Bereits heute enthält das Beschaffungsrecht soziale Kriterien: So darf ein Auftrag beispielsweise nur an Anbieterinnen und Anbieter vergeben werden, welche die lohnmässige Gleichstellung von Frau und Mann gewährleisten. Der Bund fasst die Instrumente zur Umsetzung ökologischer und sozialer Normen im öffentlichen Beschaffungswesen unter dem Begriff «Integrierte Produktepolitik» (IPP) zusammen. Produkte und Dienstleistungen sollen über ihren gesamten Lebenszyklus (Planungs-, Herstellungs-, Nutzungs- und Entsorgungsphase) hohen wirtschaftlichen, ökologischen und sozialen Anforderungen genügen, wie der Bundesrat in seinem Strategiebericht „Nachhaltige Entwicklung 2002“ dargelegt und in seiner Bilanz 2007 bekräftigt hat. Namentlich sollen die acht von der Schweiz ratifizierten Kernübereinkommen der Internationalen Arbeitsorganisation (IAO) zum Schutz fundamentaler Arbeitsnormen von den Anbietenden eingehalten werden müssen. Die IAO hat diese Übereinkommen 1998 zum menschenrechtlichen Grundstandard erhoben. Sie müssen auch von Staaten eingehalten werden, die sie nicht ratifiziert haben. Sie betreffen u. a. das Vereinigungsrecht und das Recht auf Kollektivverhandlungen, das Verbot der Zwangsarbeit, das Verbot der Kinderarbeit sowie die Nichtdiskriminierung am Arbeitsplatz.

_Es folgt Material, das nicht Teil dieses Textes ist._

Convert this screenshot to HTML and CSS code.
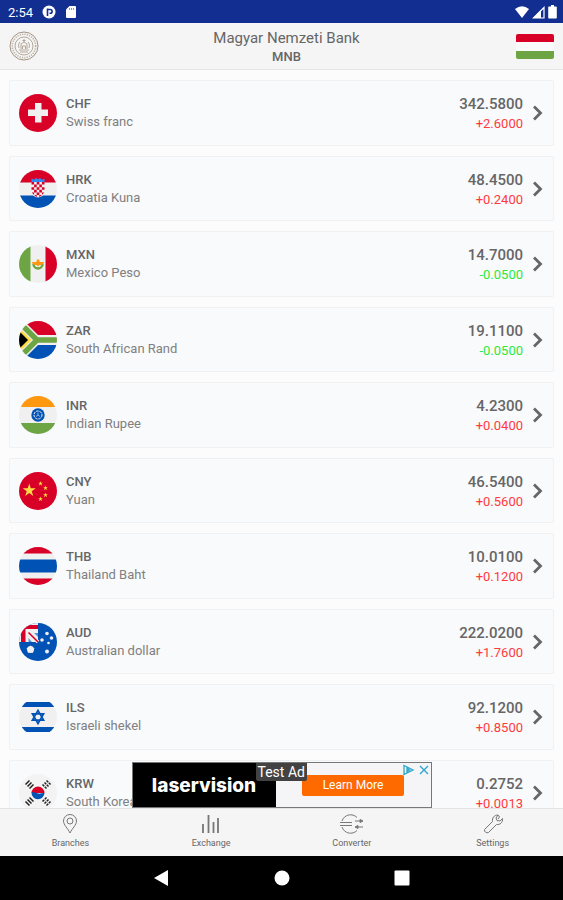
FILE: index.html
```
<!DOCTYPE html>
<html lang="en">

<head>
    <meta charset="UTF-8">
    <meta name="viewport" content="width=device-width, initial-scale=1.0">
    <link rel="stylesheet" href="styles.css">
    <title>Exchange rates</title>
</head>

<body>
    <div class="status-bar">
        <span class="clock">2:54</span>
        <svg width="14" height="14" viewBox="0 0 14 14"><circle cx="7" cy="7" r="6.500" fill="#fff"/><path d="M5.500 11V3.500M5.500 4.500h2.700a1.900 1.900 0 0 1 0 3.800H7.500" fill="none" stroke="#132e91" stroke-width="1.600"/></svg>
        <svg width="12" height="14" viewBox="0 0 12 14"><path d="M4.500 1H10a1 1 0 0 1 1 1v10a1 1 0 0 1-1 1H2a1 1 0 0 1-1-1V4.500z" fill="#fff"/><path d="M4.500 3v2M6.500 3v2M8.500 3v2" stroke="#132e91" stroke-width=".5"/></svg>
        <span class="status-right">
            <svg width="14" height="12" viewBox="0 0 14 12"><path d="M0 3Q7-2.500 14 3L7 12z" fill="#fff"/></svg>
            <svg width="13" height="13" viewBox="0 0 13 13"><path d="M1.500 12L12 1.500V12z" fill="none" stroke="#fff" stroke-width="1.200"/><path d="M1 12L9 4v8z" fill="#fff"/></svg>
            <svg width="9" height="14" viewBox="0 0 9 14"><path d="M3 0h3v1.500h2a.8.800 0 0 1 .8.800v10.500a.8.800 0 0 1-.8.800H1a.8.800 0 0 1-.8-.8V2.300A.8.800 0 0 1 1 1.500h2z" fill="#fff"/></svg>
        </span>
    </div>

    <header class="header">
        <svg class="seal" width="30" height="30" viewBox="0 0 30 30" fill="none" stroke="#a39482">
            <circle cx="15" cy="15" r="14" stroke-width="1"/>
            <circle cx="15" cy="15" r="11.700" stroke-width="1.600" stroke-dasharray="1.200 1.200" opacity=".7"/>
            <circle cx="15" cy="15" r="9" stroke-width=".8"/>
            <path d="M10 19h10M11 21h8M12 18v-5l3-2 3 2v5M13.500 18v-3h3v3M15 11V8M13.500 9.500h3M10 17c-1-3 0-5 1-6M20 17c1-3 0-5-1-6" stroke-width=".8"/>
        </svg>
        <div class="title">
            <h1>Magyar Nemzeti Bank</h1>
            <h2>MNB</h2>
        </div>
        <svg class="country" width="38" height="25" viewBox="0 0 38 25">
            <path d="M0 8V2a2 2 0 0 1 2-2h34a2 2 0 0 1 2 2v6z" fill="#d80027"/>
            <path d="M0 8h38v9H0z" fill="#fafafa"/>
            <path d="M0 17h38v6a2 2 0 0 1-2 2H2a2 2 0 0 1-2-2z" fill="#6da544"/>
        </svg>
    </header>

    <!-- shared clip and chevron -->
    <svg class="defs" width="0" height="0">
        <defs>
            <clipPath id="round"><circle cx="19" cy="19" r="19"/></clipPath>
            <symbol id="chevron" viewBox="0 0 12 18"><path d="M2 2.500L8.500 9 2 15.500" fill="none" stroke="#666" stroke-width="2.800"/></symbol>
            <symbol id="star" viewBox="0 0 20 20"><path d="M10 0l2.300 7h7.400l-6 4.400 2.300 7.100-6-4.400-6 4.400 2.300-7.100-6-4.400h7.400z"/></symbol>
        </defs>
    </svg>

    <main class="content">
        <ul class="rates">
            <li>
                <a href="#chf" class="card">
                    <svg class="flag" viewBox="0 0 38 38"><circle cx="19" cy="19" r="19" fill="#d80027"/><path d="M16 9h6.500v6.500H29V22h-6.500v6.500H16V22H9v-6.500h7z" fill="#f0f0f0"/></svg>
                    <span class="currency"><b>CHF</b><span>Swiss franc</span></span>
                    <span class="rate"><b>342.5800</b><span class="up">+2.6000</span></span>
                    <svg class="chevron"><use href="#chevron"/></svg>
                </a>
            </li>
            <li>
                <a href="#hrk" class="card">
                    <svg class="flag" viewBox="0 0 38 38"><g clip-path="url(#round)"><path d="M0 0h38v38H0z" fill="#f0f0f0"/><path d="M0 0h38v12.500H0z" fill="#d80027"/><path d="M0 25.500h38V38H0z" fill="#0052b4"/><path d="M12.500 12V8.500l2.500 1.200L17 8l2 1.500L21 8l2 1.700 2.500-1.200V12z" fill="#338af3"/><path d="M12.500 12h13v9.500a6.500 6 0 0 1-13 0z" fill="#f0f0f0"/><path d="M12.500 12h2.600v2.600h-2.600zM17.700 12h2.600v2.600h-2.600zM22.900 12h2.600v2.600h-2.600zM15.100 14.600h2.600v2.600h-2.600zM20.300 14.600h2.600v2.600h-2.600zM12.500 17.200h2.600v2.600h-2.600zM17.700 17.200h2.600v2.600h-2.600zM22.900 17.200h2.600v2.600h-2.600zM15.100 19.800h2.600v2.600h-2.600zM20.300 19.800h2.600v2.600h-2.600zM12.700 22.400h2.400V25zM17.700 22.400h2.600V25h-2.600zM22.900 22.400h2.400L22.900 25zM15.100 25h2.600v2.200zM20.300 25h2.600l-2.600 2.200z" fill="#d80027"/></g></svg>
                    <span class="currency"><b>HRK</b><span>Croatia Kuna</span></span>
                    <span class="rate"><b>48.4500</b><span class="up">+0.2400</span></span>
                    <svg class="chevron"><use href="#chevron"/></svg>
                </a>
            </li>
            <li>
                <a href="#mxn" class="card">
                    <svg class="flag" viewBox="0 0 38 38"><g clip-path="url(#round)"><path d="M0 0h38v38H0z" fill="#f0f0f0"/><path d="M0 0h11.500v38H0z" fill="#6da544"/><path d="M26.500 0H38v38H26.500z" fill="#d80027"/></g><path d="M14.500 19a4.500 4.500 0 0 0 9 0" fill="none" stroke="#6da544" stroke-width="2.500"/><path d="M13 17h4.500v-1.500L19 14l1.500 1.500V17H25c0 2-1.500 2.500-3 3h-1.500L19 21.500 17.500 20H16c-1.500-.5-3-1-3-3z" fill="#ff9811"/></svg>
                    <span class="currency"><b>MXN</b><span>Mexico Peso</span></span>
                    <span class="rate"><b>14.7000</b><span class="down">-0.0500</span></span>
                    <svg class="chevron"><use href="#chevron"/></svg>
                </a>
            </li>
            <li>
                <a href="#zar" class="card">
                    <svg class="flag" viewBox="0 0 38 38"><g clip-path="url(#round)"><path d="M0 0h38v38H0z" fill="#f0f0f0"/><path d="M5 0h33v14H19z" fill="#d80027"/><path d="M5 38h33V24H19z" fill="#0052b4"/><path d="M-1 5L15 19-1 33M14 19h25" fill="none" stroke="#f0f0f0" stroke-width="9"/><path d="M2 3L18 19 2 35M17 19h22" fill="none" stroke="#6da544" stroke-width="5.500"/><path d="M0 6.500L12.500 19 0 31.500z" fill="#ffda44"/><path d="M0 10l9 9-9 9z" fill="#000"/></g></svg>
                    <span class="currency"><b>ZAR</b><span>South African Rand</span></span>
                    <span class="rate"><b>19.1100</b><span class="down">-0.0500</span></span>
                    <svg class="chevron"><use href="#chevron"/></svg>
                </a>
            </li>
            <li>
                <a href="#inr" class="card">
                    <svg class="flag" viewBox="0 0 38 38"><g clip-path="url(#round)"><path d="M0 0h38v38H0z" fill="#f0f0f0"/><path d="M0 0h38v11H0z" fill="#ff9811"/><path d="M0 27h38v11H0z" fill="#6da544"/></g><circle cx="19" cy="19" r="6.700" fill="#0052b4"/><circle cx="19" cy="19" r="4" fill="none" stroke="#f0f0f0" stroke-width="1" stroke-dasharray="2.500 .8"/><path d="M19 16.500v2.500l-2 1.500M19 19l2 1.500" fill="none" stroke="#8fb2dc"/></svg>
                    <span class="currency"><b>INR</b><span>Indian Rupee</span></span>
                    <span class="rate"><b>4.2300</b><span class="up">+0.0400</span></span>
                    <svg class="chevron"><use href="#chevron"/></svg>
                </a>
            </li>
            <li>
                <a href="#cny" class="card">
                    <svg class="flag" viewBox="0 0 38 38" fill="#ffda44"><circle cx="19" cy="19" r="19" fill="#d80027"/><use href="#star" x="3.500" y="11.500" width="13.500" height="13.500"/><use href="#star" x="19" y="9" width="5" height="5"/><use href="#star" x="24" y="13.500" width="5" height="5"/><use href="#star" x="24" y="20.500" width="5" height="5"/><use href="#star" x="19" y="24.500" width="5" height="5"/></svg>
                    <span class="currency"><b>CNY</b><span>Yuan</span></span>
                    <span class="rate"><b>46.5400</b><span class="up">+0.5600</span></span>
                    <svg class="chevron"><use href="#chevron"/></svg>
                </a>
            </li>
            <li>
                <a href="#thb" class="card">
                    <svg class="flag" viewBox="0 0 38 38"><g clip-path="url(#round)"><path d="M0 0h38v38H0z" fill="#f0f0f0"/><path d="M0 0h38v6.500H0zM0 31.500h38V38H0z" fill="#d80027"/><path d="M0 12.500h38v13H0z" fill="#0052b4"/></g></svg>
                    <span class="currency"><b>THB</b><span>Thailand Baht</span></span>
                    <span class="rate"><b>10.0100</b><span class="up">+0.1200</span></span>
                    <svg class="chevron"><use href="#chevron"/></svg>
                </a>
            </li>
            <li>
                <a href="#aud" class="card">
                    <svg class="flag" viewBox="0 0 38 38" fill="#f0f0f0"><g clip-path="url(#round)"><path d="M0 0h38v38H0z" fill="#0052b4"/><path d="M0 0h19v19H0z"/><path d="M2 2h17v4H6.500v13H2z" fill="#d80027"/><path d="M12 13.500V19h-3V9l10 0v3h-5.500z" fill="#f0f0f0"/><path d="M9.500 15v4h3.500zM15 10h4v4z" fill="#0052b4" opacity=".6"/><path d="M9 9l10 10" stroke="#f0f0f0" stroke-width="3.500"/><path d="M9.500 9.500L19 19" stroke="#d80027" stroke-width="1.600"/></g><use href="#star" x="7" y="22" width="9" height="9"/><circle cx="11.500" cy="26.500" r="3.500"/><circle cx="28" cy="10.500" r="1.800"/><circle cx="23" cy="17" r="1.800"/><circle cx="32.500" cy="15" r="1.800"/><circle cx="29.500" cy="20" r="1.300"/><circle cx="28" cy="28.500" r="2"/></svg>
                    <span class="currency"><b>AUD</b><span>Australian dollar</span></span>
                    <span class="rate"><b>222.0200</b><span class="up">+1.7600</span></span>
                    <svg class="chevron"><use href="#chevron"/></svg>
                </a>
            </li>
            <li>
                <a href="#ils" class="card">
                    <svg class="flag" viewBox="0 0 38 38"><g clip-path="url(#round)"><path d="M0 0h38v38H0z" fill="#f0f0f0"/><path d="M0 0h38v4H0zM0 34h38v4H0z" fill="#f9fafc"/><path d="M0 4h38v5H0zM0 29h38v5H0z" fill="#0052b4"/></g><path d="M19 12.500l5.600 9.700H13.400zM19 25.500l-5.600-9.700h11.200z" fill="none" stroke="#0052b4" stroke-width="1.700"/></svg>
                    <span class="currency"><b>ILS</b><span>Israeli shekel</span></span>
                    <span class="rate"><b>92.1200</b><span class="up">+0.8500</span></span>
                    <svg class="chevron"><use href="#chevron"/></svg>
                </a>
            </li>
            <li>
                <a href="#krw" class="card">
                    <svg class="flag" viewBox="0 0 38 38"><circle cx="19" cy="19" r="19" fill="#f3f3f3"/><path d="M12.500 19a6.500 6.500 0 0 1 13 0z" fill="#d80027"/><path d="M12.500 18.500a6.500 6.500 0 0 0 13 .5c-3 0-4 1-6.500.5s-4-1.500-6.500-1z" fill="#0052b4"/><g fill="none" stroke="#222" stroke-width="1.500"><path d="M6.500 10.500l4-4M8.500 12.500l4-4M10.500 14.500l4-4M6.500 27.500l4 4M8.500 25.500l4 4M10.500 23.500l4 4"/><path d="M27.500 6.500l4 4M25.500 8.500l4 4M23.500 10.500l4 4M27.500 31.500l4-4M25.500 29.500l4-4M23.500 27.500l4-4" stroke-dasharray="2.500 .8"/></g></svg>
                    <span class="currency"><b>KRW</b><span>South Korean won</span></span>
                    <span class="rate"><b>0.2752</b><span class="up">+0.0013</span></span>
                    <svg class="chevron"><use href="#chevron"/></svg>
                </a>
            </li>
        </ul>

        <aside class="ad">
            <div class="ad-brand">laservision</div>
            <div class="ad-action"><a href="#ad">Learn More</a></div>
            <span class="ad-label">Test Ad</span>
            <svg class="ad-choices" width="28" height="12" viewBox="0 0 28 12" fill="none" stroke="#2aa5cb" stroke-width="1.300"><path d="M2 1.500v9L11 6zM5 4.500v3l2.500-1.500z"/><path d="M18 2l8 8M26 2l-8 8"/></svg>
        </aside>
    </main>

    <nav class="tabs">
        <a href="#branches">
            <svg width="24" height="20" viewBox="0 0 24 20"><path d="M12 19C10 14.500 5.500 11 5.500 7a6.500 6.500 0 0 1 13 0c0 4-4.500 7.500-6.500 12z"/><circle cx="12" cy="7" r="3"/></svg>
            Branches
        </a>
        <a href="#exchange">
            <svg width="24" height="20" viewBox="0 0 24 20"><path d="M4 10v9M9.500 1v18M14.500 8v11M19 4v15" stroke-width="1.800"/></svg>
            Exchange
        </a>
        <a href="#converter">
            <svg width="26" height="20" viewBox="0 0 26 20"><path d="M18 3.500A9 9 0 0 0 3 7M3 13a9 9 0 0 0 15 3.500M1 8.500h12M1 11.500h12M16 7h6M24 13h-6"/><path d="M21 5.500L24 7l-3 1.500zM19 11.500L16 13l3 1.500z" fill="#777"/></svg>
            Converter
        </a>
        <a href="#settings">
            <svg width="24" height="20" viewBox="0 0 24 20"><path d="M3.500 15.500l8-8C11 4 13 1 17 1l-2 3 1 2.500 3 .5 2.500-2.500c.5 4-2.500 6.500-6 6l-8 8a2.800 2.800 0 0 1-4-3zM17 1l1.500 2-1.500 2"/></svg>
            Settings
        </a>
    </nav>

    <div class="system-bar">
        <button type="button" aria-label="Back"><svg width="16" height="16" viewBox="0 0 16 16"><path d="M0 8l14-8v16z"/></svg></button>
        <button type="button" aria-label="Home"><svg width="16" height="16" viewBox="0 0 16 16"><circle cx="8" cy="8" r="7.500"/></svg></button>
        <button type="button" aria-label="Recent apps"><svg width="16" height="16" viewBox="0 0 16 16"><rect x="0.500" y="0.500" width="15" height="15" rx="1"/></svg></button>
    </div>
</body>

</html>
```
FILE: styles.css
```
* {
    box-sizing: border-box;
}

body {
    margin: 0;
    height: 100vh;
    display: flex;
    flex-direction: column;
    font-family: Roboto, "Liberation Sans", sans-serif;
    color: #666;
    background-color: #fcfcfc;
}

a {
    color: inherit;
    text-decoration: none;
}

svg {
    display: block;
    flex: none;
}

.defs {
    position: absolute;
}

/* Android status bar */
.status-bar {
    display: flex;
    align-items: center;
    gap: 9px;
    height: 23px;
    flex: none;
    padding: 1px 6px 0 8px;
    background-color: #132e91;
    color: white;
}

.clock {
    font-size: 13px;
}

.status-right {
    display: flex;
    align-items: center;
    gap: 3px;
    margin-left: auto;
}

.header {
    display: flex;
    align-items: center;
    height: 47px;
    flex: none;
    padding: 0 9px;
    background-color: #f5f5f5;
    border-bottom: 1px solid #e4e4e4;
}

.title {
    flex: 1;
    padding: 2px 0 0 18px;
    text-align: center;
}

.title h1 {
    margin: 0;
    font-size: 15px;
    font-weight: 400;
    line-height: 18px;
}

.title h2 {
    margin: 0;
    font-size: 13px;
    font-weight: 500;
    line-height: 19px;
}

/* Rate list */
.content {
    position: relative;
    flex: 1;
    min-height: 0;
    overflow: hidden;
}

.rates {
    display: flex;
    flex-direction: column;
    gap: 10px;
    margin: 0;
    padding: 10px 9px;
    list-style: none;
}

.card {
    display: flex;
    align-items: center;
    height: 66px;
    padding: 0 9px;
    background-color: #f9fafc;
    border: 1px solid #eff1f2;
    border-radius: 2px;
}

.rates li:nth-child(even) .card {
    height: 65px;
}

.flag {
    width: 38px;
    height: 38px;
}

.currency,
.rate {
    display: flex;
    flex-direction: column;
    font-size: 13px;
    line-height: 18px;
}

.currency {
    margin-left: 9px;
}

.currency span {
    color: #808080;
}

.rate {
    margin-left: auto;
    padding-top: 2px;
    text-align: right;
    line-height: 19px;
}

.currency b,
.rate b {
    font-weight: 500;
}

.rate b {
    font-size: 15px;
}

.up {
    color: #ff3b3b;
}

.down {
    color: #2ee83a;
}

.chevron {
    width: 12px;
    height: 18px;
    margin-left: 9px;
}

/* Banner */
.ad {
    position: absolute;
    bottom: 0;
    left: 50%;
    transform: translateX(-50%);
    display: flex;
    width: 300px;
    height: 46px;
    border: 1px solid #777;
    background-color: #f5f5f7;
}

.ad-brand {
    display: flex;
    align-items: center;
    justify-content: center;
    width: 143px;
    background-color: black;
    color: white;
    font-family: Inter, sans-serif;
    font-size: 19px;
    font-weight: 800;
}

.ad-action {
    display: flex;
    flex: 1;
    align-items: center;
    justify-content: center;
}

.ad-action a {
    width: 102px;
    border-radius: 2px;
    background-color: #ff6a00;
    color: white;
    font-size: 12px;
    line-height: 21px;
    text-align: center;
}

.ad-label {
    position: absolute;
    top: 0;
    left: 123px;
    padding: 0 2px;
    border-radius: 0 0 2px 2px;
    background-color: #424242;
    color: white;
    font-size: 14px;
    line-height: 18px;
}

.ad-choices {
    position: absolute;
    top: 1px;
    right: 1px;
}

/* Bottom tabs */
.tabs {
    display: flex;
    height: 48px;
    flex: none;
    background-color: #f5f5f5;
    border-top: 1px solid #e4e4e4;
}

.tabs a {
    display: flex;
    flex: 1;
    flex-direction: column;
    align-items: center;
    padding-top: 5px;
    font-size: 9px;
    line-height: 19px;
}

.tabs svg {
    fill: none;
    stroke: #777;
    stroke-width: 1;
}

.system-bar {
    display: flex;
    align-items: center;
    justify-content: center;
    gap: 104px;
    height: 44px;
    flex: none;
    background-color: black;
}

.system-bar button {
    padding: 0;
    border: none;
    background: none;
    cursor: pointer;
}

.system-bar svg {
    fill: white;
}
```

Unter verschärften Wettbewerbsbedingungen verhindert ein fairer Handel einerseits, dass soziale und ökologische Dumpingangebote bei uns KMU aus dem Markt werfen und unsicheren, schlecht bezahlten Arbeitsverhältnissen Vorschub leisten. Andererseits fördert ein fairer Handel das wirtschaftliche Gedeihen der Länder des Südens. Menschenwürdige Arbeitsbedingungen bekämpft die Armut in diesen Ländern und entzieht den Ursachen für Migration und Terrorismus den Boden. Dazu kann auch der Kanton Graubünden einen Beitrag leisten: Was für das Beschaffungswesen des Bundes gilt, ist auch für Kantone gültig. Darum soll die kantonale Submissionsverordnung im Gleichschritt mit der Bundesgesetzgebung angepasst werden. Dies rechtfertigt sich um so mehr, als die Kantone mit einem Anteil von 38% am jährlichen Beschaffungsvolumen der öffentlichen Hand die grössten Auftraggeber sind, weit vor dem Bund mit einem Anteil von 19%.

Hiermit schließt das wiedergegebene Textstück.